Wednesday, February 13, 2008

What is Chick Lit?

It’s a curse and a blessing.

Wikipedia defines it as “a term used to denote genre fiction written for and marketed to young women, especially single, working women in their twenties and thirties”

However, in recent years the term “Chick Lit” has evolved and now applies to almost any contemporary novel written for an adult audience set in the here and now with a female narrator. Usually the author is female and under 50.

I explained this to my father and he replied “Oh, it’s books by chicks for chicks.”

Noooo!

As a curse:

It’s dismissive. Just because it’s market at women it implies that all content is only worthy as romantic fluff for women.
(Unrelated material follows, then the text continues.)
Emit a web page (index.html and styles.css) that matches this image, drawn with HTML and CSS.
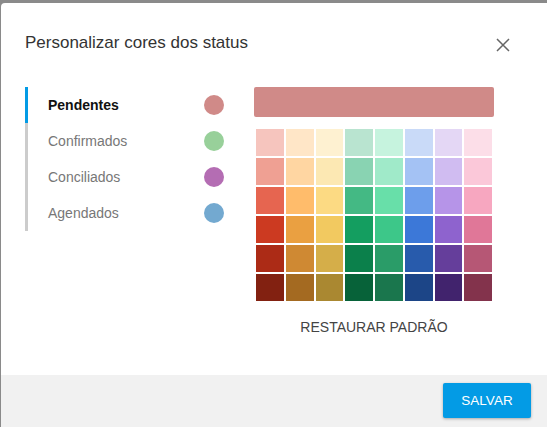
FILE: index.html
```html
<!DOCTYPE html>
<html lang="pt-BR">
<head>
    <meta charset="UTF-8">
    <meta name="viewport" content="width=device-width, initial-scale=1.0">
    <title>Personalizar cores dos status</title>
    <link rel="stylesheet" href="styles.css">
</head>
<body>
    <div class="dialog">
        <div class="dialog-header">
            <h2 class="dialog-title">Personalizar cores dos status</h2>
            <span class="close-btn">
                <svg width="14" height="14" viewBox="0 0 14 14"><path d="M1 1 L13 13 M13 1 L1 13" stroke="#666" stroke-width="1.5" fill="none"/></svg>
            </span>
        </div>

        <div class="dialog-body">
            <ul class="status-list">
                <li class="status-item active"><span>Pendentes</span><span class="dot" style="background:#d08a88"></span></li>
                <li class="status-item"><span>Confirmados</span><span class="dot" style="background:#98d09a"></span></li>
                <li class="status-item"><span>Conciliados</span><span class="dot" style="background:#b46db3"></span></li>
                <li class="status-item"><span>Agendados</span><span class="dot" style="background:#73a9d0"></span></li>
            </ul>

            <div class="picker">
                <div class="preview"></div>
                <div class="palette" id="palette"></div>
                <div class="reset">RESTAURAR PADRÃO</div>
            </div>
        </div>

        <div class="dialog-footer">
            <span class="save-btn">SALVAR</span>
        </div>
    </div>

    <script>
        const colors = [
            "#f6c5be", "#ffe6c7", "#fef1d1", "#b9e4d0", "#c6f3de", "#c9daf8", "#e4d7f5", "#fcdee8",
            "#efa093", "#ffd6a2", "#fce8b3", "#89d3b2", "#a0eac9", "#a4c2f4", "#d0bcf1", "#fbc8d9",
            "#e66550", "#ffbc6b", "#fcda83", "#44b984", "#68dfa9", "#6d9eeb", "#b694e8", "#f7a7c0",
            "#cc3a21", "#eaa041", "#f2c960", "#149e60", "#3dc789", "#3c78d8", "#8e63ce", "#e07798",
            "#ac2b16", "#cf8933", "#d5ae49", "#0b804b", "#2a9c68", "#285bac", "#653e9b", "#b65775",
            "#822111", "#a46a21", "#aa8831", "#076239", "#1a764d", "#1c4587", "#41236d", "#83334c"
        ];

        document.getElementById("palette").innerHTML = colors
            .map(c => `<span class="swatch" style="background:${c}"></span>`)
            .join("");
    </script>
</body>
</html>
```

FILE: styles.css
```css
body { margin: 0; padding: 3px 0 0 1px; background: #8a8a8a; font-family: "Liberation Sans", Arial, sans-serif; overflow: hidden; }
.dialog { background: #fff; border-top-left-radius: 4px; width: 546px; height: 430px; display: flex; flex-direction: column; }
.dialog-header { display: flex; justify-content: space-between; align-items: center; padding: 30px 37px 0 24px; }
.dialog-title { margin: 0; font-size: 17px; font-weight: normal; line-height: 20px; color: #333; }
.close-btn { display: flex; margin-top: 3px; cursor: pointer; }
.dialog-body { display: flex; gap: 30px; padding: 34px 0 38px 24px; }
.status-list { list-style: none; margin: 0; padding: 0; width: 199px; }
.status-item { display: flex; justify-content: space-between; align-items: center; height: 36px; padding-left: 20px; border-left: 3px solid #ccc; font-size: 14px; color: #777; cursor: pointer; }
.status-item.active { border-left-color: #039be5; color: #111; font-weight: bold; }
.dot { width: 20px; height: 20px; border-radius: 50%; }
.picker { width: 240px; display: flex; flex-direction: column; }
.preview { height: 30px; border-radius: 2px; background: #d08a88; }
.palette { display: grid; grid-template-columns: repeat(8, 1fr); grid-auto-rows: 27px; gap: 2px; margin: 12px 2px 0; }
.swatch { display: block; cursor: pointer; }
.reset { margin-top: 16px; line-height: 20px; font-size: 14px; color: #444; text-align: center; cursor: pointer; }
.dialog-footer { flex: 1; background: #f1f1f1; display: flex; justify-content: flex-end; align-items: flex-start; padding: 8px 16px 0 0; }
.save-btn { background: #039be5; color: #fff; font-size: 13.5px; width: 88px; height: 35px; line-height: 35px; text-align: center; border-radius: 2px; box-shadow: 0 1px 3px rgba(0,0,0,0.3); cursor: pointer; }
```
“Chick Lit” mostly has to do with marketing more than content. It is marketed mainly at women between the ages of 18 and 50. Which is a pretty big fricking chunk of the population when you think about it. But stuffing the word “chick” in there makes men think they would have no interest in any of it. The problem is that there is some amazing writing out there that is being marketed under the title “chick lit” that isn’t about finding the perfect man to match your designer shoes ... but the term “chick lit” encompasses both and thus limits and alienates.

Why is it also a blessing?

Because it’s how many young women are breaking into the publishing world. There’s also a set model now for marketing these things as “beach reads.” Walk into any chain book store and look at that “3 for 2” table. Locate a $13 paperback with some kind of fresh but funky cover art, an appropriately sassy title and a blurb meant to make the main character seem just like you. That’s chick lit marketing. And it pulls both ends of the spectrum into this more widely read category of “chick lit.”
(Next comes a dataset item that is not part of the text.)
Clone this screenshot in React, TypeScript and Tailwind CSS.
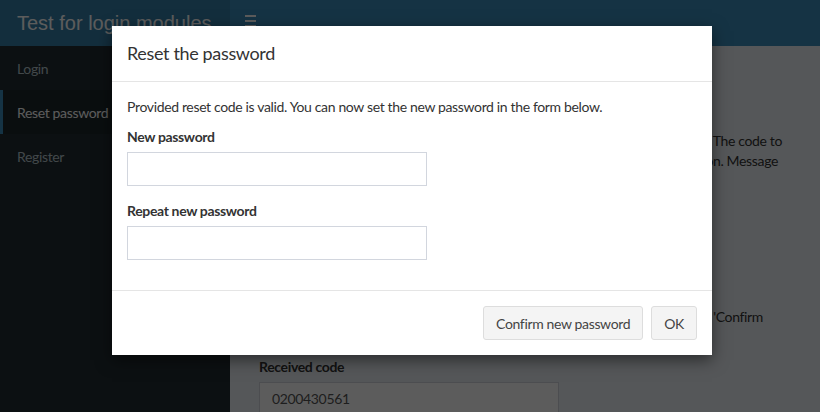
import React from "react";

const font = { fontFamily: "Lato, 'Open Sans', 'Liberation Sans', sans-serif", letterSpacing: "-0.35px" };

function SideItem({ label, active }: { label: string; active?: boolean }) {
  return (
    <div
      className={
        "h-[44px] flex items-center pl-[14px] border-l-[3px] text-[14px] " +
        (active ? "border-[#3c8dbc] bg-[#1e282c] text-white" : "border-transparent text-[#b8c7ce]")
      }
    >
      {label}
    </div>
  );
}

export default function App() {
  return (
    <div className="relative w-[820px] h-[412px] overflow-hidden bg-[#ecf0f5] text-[#333]" style={font}>
      {/* underlying page */}
      <div className="flex h-[46px]">
        <div
          className="w-[230px] shrink-0 bg-[#367fa9] text-white flex items-center pl-[17px] text-[20px] whitespace-nowrap"
          style={{ fontFamily: "'Liberation Sans', Arial, sans-serif", letterSpacing: "0px" }}
        >
          Test for login modules
        </div>
        <div className="flex-1 bg-[#3c8dbc] flex items-start pl-[15px] pt-[15px]">
          <div className="flex flex-col gap-[3px] w-[11px]">
            <div className="h-[2px] bg-white" />
            <div className="h-[2px] bg-white" />
            <div className="h-[2px] bg-white" />
          </div>
        </div>
      </div>
      <div className="flex h-[366px]">
        <div className="w-[230px] shrink-0 bg-[#222d32]">
          <SideItem label="Login" />
          <SideItem label="Reset password" active />
          <SideItem label="Register" />
        </div>
        <div className="flex-1 min-w-0 overflow-hidden text-[14px] leading-[20px]">
          <div className="flex flex-col items-end pr-[38px] pt-[85px]">
            <div className="whitespace-nowrap">Enter the e-mail used for registration and press 'Send code'. The code to</div>
            <div className="whitespace-nowrap mr-[4px]">will be sent to the provided e-mail with the reset information. Message</div>
          </div>
          <div className="flex flex-col items-end pr-[57px] pt-[136px]">
            <div className="whitespace-nowrap">Paste the code in the field below and press 'Confirm</div>
          </div>
          <div className="pl-[29px] pt-[30px]">
            <div className="font-bold mb-[5px]">Received code</div>
            <div className="w-[300px] h-[34px] bg-white border border-[#d2d6de] px-[12px] flex items-center text-[#555]">0200430561</div>
          </div>
        </div>
      </div>

      {/* backdrop + modal */}
      <div className="absolute inset-0 bg-black/[0.64] flex justify-center items-start pt-[26px] pl-[4px]">
        <div className="w-[600px] bg-white text-[#333] shadow-[0_5px_15px_rgba(0,0,0,0.5)]">
          <div className="px-[15px] py-[15px] border-b border-[#e5e5e5]">
            <div className="text-[18px] leading-[25px]">Reset the password</div>
          </div>
          <div className="p-[15px] text-[14px] leading-[20px]">
            <p className="mb-[10px]">Provided reset code is valid. You can now set the new password in the form below.</p>
            <div className="mb-[15px]">
              <div className="font-bold mb-[5px]">New password</div>
              <input type="password" className="block w-[300px] h-[34px] border border-[#d2d6de] outline-none px-[12px]" />
            </div>
            <div className="mb-[15px]">
              <div className="font-bold mb-[5px]">Repeat new password</div>
              <input type="password" className="block w-[300px] h-[34px] border border-[#d2d6de] outline-none px-[12px]" />
            </div>
          </div>
          <div className="border-t border-[#e5e5e5] p-[15px] flex justify-end gap-[8px]">
            <button className="h-[34px] px-[12px] bg-[#f4f4f4] border border-[#ddd] rounded-[3px] text-[14px] text-[#444]">Confirm new password</button>
            <button className="h-[34px] px-[12px] bg-[#f4f4f4] border border-[#ddd] rounded-[3px] text-[14px] text-[#444]">OK</button>
          </div>
        </div>
      </div>
    </div>
  );
}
So both literary fiction and romance fiction is getting pulled under the term. I believe there is a time and place for all types of writing. And if the new marketing style can get women to read a wider range of work that’s fabulous. But at the same time it’s limiting because it tells men not to bother.
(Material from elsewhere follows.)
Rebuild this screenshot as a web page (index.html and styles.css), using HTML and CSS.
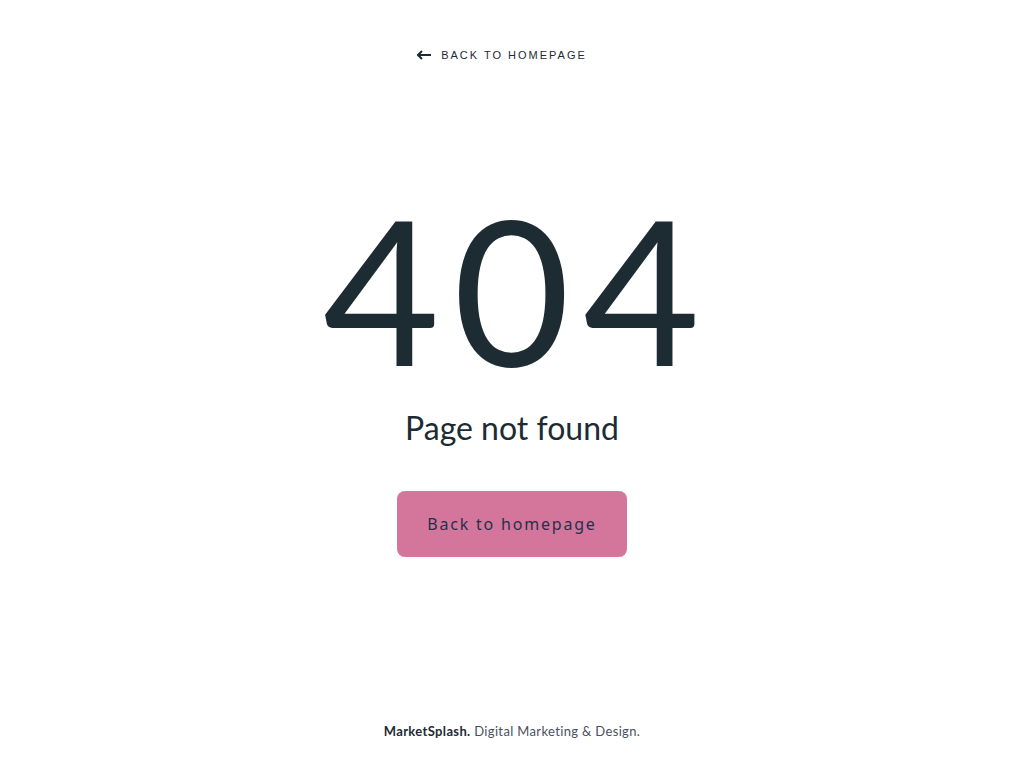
FILE: index.html
```html
<!DOCTYPE html>
<html lang="en">
<head>
<meta charset="utf-8">
<title>404 - Page not found</title>
<link rel="stylesheet" href="styles.css">
</head>
<body>
<div class="page">
  <header class="top">
    <a class="back-link" href="#">
      <svg class="arrow" width="14" height="10" viewBox="0 0 14 10" aria-hidden="true">
        <path d="M5 1 L1 5 L5 9" fill="none" stroke="#1d2b33" stroke-width="2"/>
        <path d="M1 5 H14" stroke="#1d2b33" stroke-width="2"/>
      </svg>
      <span>Back to homepage</span>
    </a>
  </header>
  <main class="main">
    <h1 class="code">404</h1>
    <p class="message">Page not found</p>
    <a class="button" href="#">Back to homepage</a>
  </main>
  <footer class="footer">
    <strong>MarketSplash.</strong> Digital Marketing &amp; Design.
  </footer>
</div>
</body>
</html>
```
FILE: styles.css
```css
* { box-sizing: border-box; }
html, body { margin: 0; padding: 0; background: #fff; }
body {
  font-family: "Lato", "Noto Sans", sans-serif;
  color: #1d2b33;
}
.page {
  height: 768px;
  display: flex;
  flex-direction: column;
  align-items: center;
}
.top {
  padding-top: 49px;
}
.back-link {
  display: flex;
  align-items: center;
  gap: 10px;
  text-decoration: none;
  color: #1d2b33;
  font-family: "Liberation Sans", Arial, sans-serif;
  font-size: 11px;
  letter-spacing: 2px;
  text-transform: uppercase;
  margin-left: -20px;
}
.arrow { display: block; }
.main {
  display: flex;
  flex-direction: column;
  align-items: center;
  margin-top: 114px;
}
.code {
  margin: 0;
  padding-left: 12px;
  font-family: "Lato", sans-serif;
  font-weight: 400;
  font-size: 202px;
  line-height: 226px;
  letter-spacing: 13px;
  color: #1d2b33;
}
.message {
  margin: 7px 0 0;
  font-size: 32px;
  font-weight: 400;
  line-height: 40px;
  color: #1d2b33;
}
.button {
  margin-top: 43px;
  width: 230px;
  height: 66px;
  display: flex;
  align-items: center;
  justify-content: center;
  background: #d4769c;
  border-radius: 8px;
  text-decoration: none;
  color: #25304a;
  font-family: "Noto Sans", sans-serif;
  font-size: 16px;
  letter-spacing: 1.8px;
}
.footer {
  margin-top: auto;
  padding-bottom: 29px;
  font-size: 13px;
  color: #4a4f5e;
  letter-spacing: 0.35px;
}
.footer strong { color: #1d2b33; font-weight: 700; }
```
Why is a story that concerns a woman dealing with real issues and problems suddenly not important to men as a story? How many stories have we read about men dealing with family issues but when it’s the woman dealing with the issues of grown siblings and perhaps her own marriage and children it’s “chick lit”?

I now find that any time I read a book with a female narrator and I want to recommend it as a very good novel, that I have to make the case for it that it is not “chick lit” otherwise people think I’m just recommending fluff.